◆ Collected material ◆

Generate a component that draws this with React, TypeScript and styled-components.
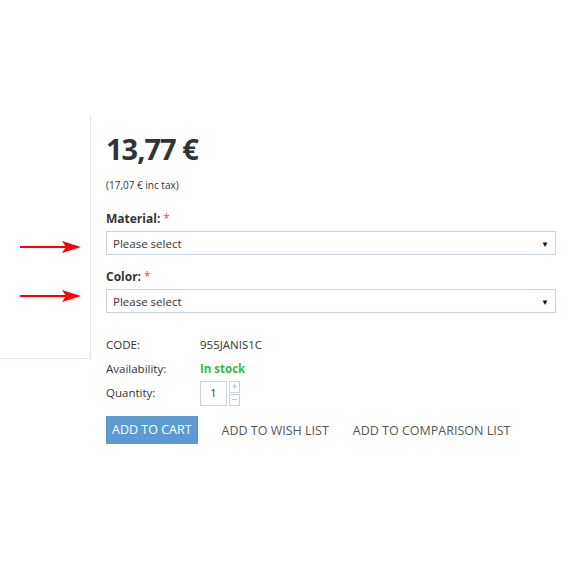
import React from "react";
import styled, { createGlobalStyle } from "styled-components";

const GlobalStyle = createGlobalStyle`
  body {
    margin: 0;
    background: #fff;
    font-family: "Open Sans", "Liberation Sans", sans-serif;
    color: #333;
  }
`;

const Page = styled.div`
  position: relative;
  width: 580px;
  height: 580px;
  padding-top: 115px;
  box-sizing: border-box;
  display: flex;
  align-items: flex-start;
`;

const ImagePanel = styled.div`
  width: 90px;
  height: 243px;
  border-right: 1px solid #dfe6ee;
  border-bottom: 1px solid #dfe6ee;
  flex-shrink: 0;
`;

const Details = styled.div`
  padding-left: 15px;
  width: 450px;
  flex-shrink: 0;
  display: flex;
  flex-direction: column;
  white-space: nowrap;
`;

const Price = styled.div`
  font-size: 29px;
  font-weight: 700;
  color: #333;
  line-height: 40px;
  margin-top: 14px;
  letter-spacing: -1px;
`;

const TaxNote = styled.div`
  font-size: 10px;
  color: #333;
  margin-top: 9px;
`;

const OptionLabel = styled.div<{ $top: number }>`
  font-size: 12px;
  font-weight: 700;
  color: #333;
  margin-top: ${(p) => p.$top}px;
  margin-bottom: 4px;
  span {
    color: #e74c3c;
    font-weight: 400;
    margin-left: 3px;
  }
`;

const SelectBox = styled.div`
  height: 24px;
  border: 1px solid #c8d4e0;
  box-sizing: border-box;
  display: flex;
  align-items: center;
  justify-content: space-between;
  padding: 0 6px 0 6px;
  font-size: 11.5px;
  color: #333;
`;

const Caret = styled.span`
  font-size: 8px;
  color: #111;
`;

const InfoGrid = styled.div`
  display: grid;
  grid-template-columns: 94px 1fr;
  margin-top: 20px;
  font-size: 11.5px;
  color: #333;
  align-items: center;
`;

const InfoLabel = styled.div`
  height: 24px;
  line-height: 24px;
`;

const InfoValue = styled.div<{ $green?: boolean }>`
  height: 24px;
  line-height: 24px;
  color: ${(p) => (p.$green ? "#3bb54a" : "#333")};
  font-weight: ${(p) => (p.$green ? 700 : 400)};
  display: flex;
  align-items: center;
`;

const QtyInput = styled.div`
  width: 27px;
  height: 25px;
  border: 1px solid #c8d4e0;
  box-sizing: border-box;
  display: flex;
  align-items: center;
  justify-content: center;
  font-size: 11px;
`;

const Stepper = styled.div`
  display: flex;
  flex-direction: column;
  margin-left: 2px;
  gap: 1px;
`;

const StepButton = styled.div`
  width: 11px;
  height: 12px;
  border: 1px solid #c8d4e0;
  box-sizing: border-box;
  color: #aab;
  font-size: 10px;
  line-height: 9px;
  text-align: center;
`;

const Actions = styled.div`
  display: flex;
  align-items: center;
  margin-top: 11px;
`;

const CartButton = styled.div`
  background: #5c9bd1;
  color: #fff;
  font-size: 12.5px;
  height: 28px;
  line-height: 28px;
  padding: 0 6px;
  margin-right: 24px;
`;

const LinkButton = styled.div`
  color: #555;
  font-size: 12.5px;
  margin-right: 24px;
`;

const Arrow = styled.svg<{ $top: number }>`
  position: absolute;
  left: 20px;
  top: ${(p) => p.$top}px;
`;

function RedArrow({ top }: { top: number }) {
  return (
    <Arrow $top={top} width="62" height="14" viewBox="0 0 62 14">
      <line x1="0" y1="7" x2="48" y2="7" stroke="#f00" strokeWidth="2" />
      <path d="M42 1 L61 7 L42 13 L46 7 Z" fill="#f00" />
    </Arrow>
  );
}

export default function App() {
  return (
    <>
      <GlobalStyle />
      <Page>
        <ImagePanel />
        <Details>
          <Price>13,77 €</Price>
          <TaxNote>(17,07 € inc tax)</TaxNote>
          <OptionLabel $top={18}>
            Material:<span>*</span>
          </OptionLabel>
          <SelectBox>
            Please select <Caret>▼</Caret>
          </SelectBox>
          <OptionLabel $top={13}>
            Color:<span>*</span>
          </OptionLabel>
          <SelectBox>
            Please select <Caret>▼</Caret>
          </SelectBox>
          <InfoGrid>
            <InfoLabel>CODE:</InfoLabel>
            <InfoValue>955JANIS1C</InfoValue>
            <InfoLabel>Availability:</InfoLabel>
            <InfoValue $green>In stock</InfoValue>
            <InfoLabel>Quantity:</InfoLabel>
            <InfoValue>
              <QtyInput>1</QtyInput>
              <Stepper>
                <StepButton>+</StepButton>
                <StepButton>−</StepButton>
              </Stepper>
            </InfoValue>
          </InfoGrid>
          <Actions>
            <CartButton>ADD TO CART</CartButton>
            <LinkButton>ADD TO WISH LIST</LinkButton>
            <LinkButton>ADD TO COMPARISON LIST</LinkButton>
          </Actions>
        </Details>
        <RedArrow top={240} />
        <RedArrow top={289} />
      </Page>
    </>
  );
}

◆ Description of the task ◆
Repeat the listing above exactly, with no pictures.

◆ Reply ◆
Generate a component that draws this with React, TypeScript and styled-components.
import React from "react";
import styled, { createGlobalStyle } from "styled-components";

const GlobalStyle = createGlobalStyle`
  body {
    margin: 0;
    background: #fff;
    font-family: "Open Sans", "Liberation Sans", sans-serif;
    color: #333;
  }
`;

const Page = styled.div`
  position: relative;
  width: 580px;
  height: 580px;
  padding-top: 115px;
  box-sizing: border-box;
  display: flex;
  align-items: flex-start;
`;

const ImagePanel = styled.div`
  width: 90px;
  height: 243px;
  border-right: 1px solid #dfe6ee;
  border-bottom: 1px solid #dfe6ee;
  flex-shrink: 0;
`;

const Details = styled.div`
  padding-left: 15px;
  width: 450px;
  flex-shrink: 0;
  display: flex;
  flex-direction: column;
  white-space: nowrap;
`;

const Price = styled.div`
  font-size: 29px;
  font-weight: 700;
  color: #333;
  line-height: 40px;
  margin-top: 14px;
  letter-spacing: -1px;
`;

const TaxNote = styled.div`
  font-size: 10px;
  color: #333;
  margin-top: 9px;
`;

const OptionLabel = styled.div<{ $top: number }>`
  font-size: 12px;
  font-weight: 700;
  color: #333;
  margin-top: ${(p) => p.$top}px;
  margin-bottom: 4px;
  span {
    color: #e74c3c;
    font-weight: 400;
    margin-left: 3px;
  }
`;

const SelectBox = styled.div`
  height: 24px;
  border: 1px solid #c8d4e0;
  box-sizing: border-box;
  display: flex;
  align-items: center;
  justify-content: space-between;
  padding: 0 6px 0 6px;
  font-size: 11.5px;
  color: #333;
`;

const Caret = styled.span`
  font-size: 8px;
  color: #111;
`;

const InfoGrid = styled.div`
  display: grid;
  grid-template-columns: 94px 1fr;
  margin-top: 20px;
  font-size: 11.5px;
  color: #333;
  align-items: center;
`;

const InfoLabel = styled.div`
  height: 24px;
  line-height: 24px;
`;

const InfoValue = styled.div<{ $green?: boolean }>`
  height: 24px;
  line-height: 24px;
  color: ${(p) => (p.$green ? "#3bb54a" : "#333")};
  font-weight: ${(p) => (p.$green ? 700 : 400)};
  display: flex;
  align-items: center;
`;

const QtyInput = styled.div`
  width: 27px;
  height: 25px;
  border: 1px solid #c8d4e0;
  box-sizing: border-box;
  display: flex;
  align-items: center;
  justify-content: center;
  font-size: 11px;
`;

const Stepper = styled.div`
  display: flex;
  flex-direction: column;
  margin-left: 2px;
  gap: 1px;
`;

const StepButton = styled.div`
  width: 11px;
  height: 12px;
  border: 1px solid #c8d4e0;
  box-sizing: border-box;
  color: #aab;
  font-size: 10px;
  line-height: 9px;
  text-align: center;
`;

const Actions = styled.div`
  display: flex;
  align-items: center;
  margin-top: 11px;
`;

const CartButton = styled.div`
  background: #5c9bd1;
  color: #fff;
  font-size: 12.5px;
  height: 28px;
  line-height: 28px;
  padding: 0 6px;
  margin-right: 24px;
`;

const LinkButton = styled.div`
  color: #555;
  font-size: 12.5px;
  margin-right: 24px;
`;

const Arrow = styled.svg<{ $top: number }>`
  position: absolute;
  left: 20px;
  top: ${(p) => p.$top}px;
`;

function RedArrow({ top }: { top: number }) {
  return (
    <Arrow $top={top} width="62" height="14" viewBox="0 0 62 14">
      <line x1="0" y1="7" x2="48" y2="7" stroke="#f00" strokeWidth="2" />
      <path d="M42 1 L61 7 L42 13 L46 7 Z" fill="#f00" />
    </Arrow>
  );
}

export default function App() {
  return (
    <>
      <GlobalStyle />
      <Page>
        <ImagePanel />
        <Details>
          <Price>13,77 €</Price>
          <TaxNote>(17,07 € inc tax)</TaxNote>
          <OptionLabel $top={18}>
            Material:<span>*</span>
          </OptionLabel>
          <SelectBox>
            Please select <Caret>▼</Caret>
          </SelectBox>
          <OptionLabel $top={13}>
            Color:<span>*</span>
          </OptionLabel>
          <SelectBox>
            Please select <Caret>▼</Caret>
          </SelectBox>
          <InfoGrid>
            <InfoLabel>CODE:</InfoLabel>
            <InfoValue>955JANIS1C</InfoValue>
            <InfoLabel>Availability:</InfoLabel>
            <InfoValue $green>In stock</InfoValue>
            <InfoLabel>Quantity:</InfoLabel>
            <InfoValue>
              <QtyInput>1</QtyInput>
              <Stepper>
                <StepButton>+</StepButton>
                <StepButton>−</StepButton>
              </Stepper>
            </InfoValue>
          </InfoGrid>
          <Actions>
            <CartButton>ADD TO CART</CartButton>
            <LinkButton>ADD TO WISH LIST</LinkButton>
            <LinkButton>ADD TO COMPARISON LIST</LinkButton>
          </Actions>
        </Details>
        <RedArrow top={240} />
        <RedArrow top={289} />
      </Page>
    </>
  );
}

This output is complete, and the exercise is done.